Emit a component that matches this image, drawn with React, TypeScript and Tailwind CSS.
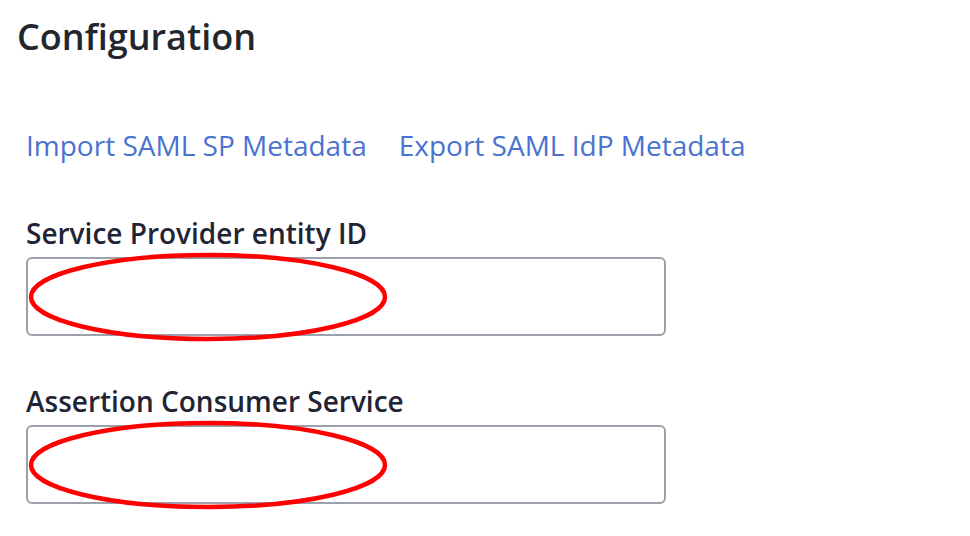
import React from "react";

function Field({ label }: { label: string }) {
  return (
    <div className="flex flex-col">
      <label className="text-[28px] leading-[38px] font-semibold text-[#1f2535]">{label}</label>
      <div className="relative mt-[5px] w-[640px] h-[79px] rounded-[6px] border-2 border-[#9aa1ab] bg-white">
        <svg className="absolute left-0 top-[-9px] overflow-visible" width="370" height="96" viewBox="0 0 370 96">
          <ellipse cx="180" cy="47" rx="177" ry="42" fill="none" stroke="#ff0000" strokeWidth="4.5" />
        </svg>
      </div>
    </div>
  );
}

export default function App() {
  return (
    <div className="w-[970px] h-[536px] bg-white overflow-hidden" style={{ fontFamily: '"Open Sans", sans-serif' }}>
      <div className="pl-[17px] pt-[13px]">
        <h1 className="text-[36px] leading-[48px] font-semibold text-[#23272d]">Configuration</h1>
      </div>
      <div className="pl-[26px] mt-[65px] flex gap-[32px] text-[28px] leading-[38px] text-[#4a72d0]">
        <a href="#">Import SAML SP Metadata</a>
        <a href="#">Export SAML IdP Metadata</a>
      </div>
      <div className="pl-[26px] mt-[50px] flex flex-col gap-[46px]">
        <Field label="Service Provider entity ID" />
        <Field label="Assertion Consumer Service" />
      </div>
    </div>
  );
}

* [PROBLEM] Restate the data above word for word. Do not include the images.

* [CORRECT RESULT]
Emit a component that matches this image, drawn with React, TypeScript and Tailwind CSS.
import React from "react";

function Field({ label }: { label: string }) {
  return (
    <div className="flex flex-col">
      <label className="text-[28px] leading-[38px] font-semibold text-[#1f2535]">{label}</label>
      <div className="relative mt-[5px] w-[640px] h-[79px] rounded-[6px] border-2 border-[#9aa1ab] bg-white">
        <svg className="absolute left-0 top-[-9px] overflow-visible" width="370" height="96" viewBox="0 0 370 96">
          <ellipse cx="180" cy="47" rx="177" ry="42" fill="none" stroke="#ff0000" strokeWidth="4.5" />
        </svg>
      </div>
    </div>
  );
}

export default function App() {
  return (
    <div className="w-[970px] h-[536px] bg-white overflow-hidden" style={{ fontFamily: '"Open Sans", sans-serif' }}>
      <div className="pl-[17px] pt-[13px]">
        <h1 className="text-[36px] leading-[48px] font-semibold text-[#23272d]">Configuration</h1>
      </div>
      <div className="pl-[26px] mt-[65px] flex gap-[32px] text-[28px] leading-[38px] text-[#4a72d0]">
        <a href="#">Import SAML SP Metadata</a>
        <a href="#">Export SAML IdP Metadata</a>
      </div>
      <div className="pl-[26px] mt-[50px] flex flex-col gap-[46px]">
        <Field label="Service Provider entity ID" />
        <Field label="Assertion Consumer Service" />
      </div>
    </div>
  );
}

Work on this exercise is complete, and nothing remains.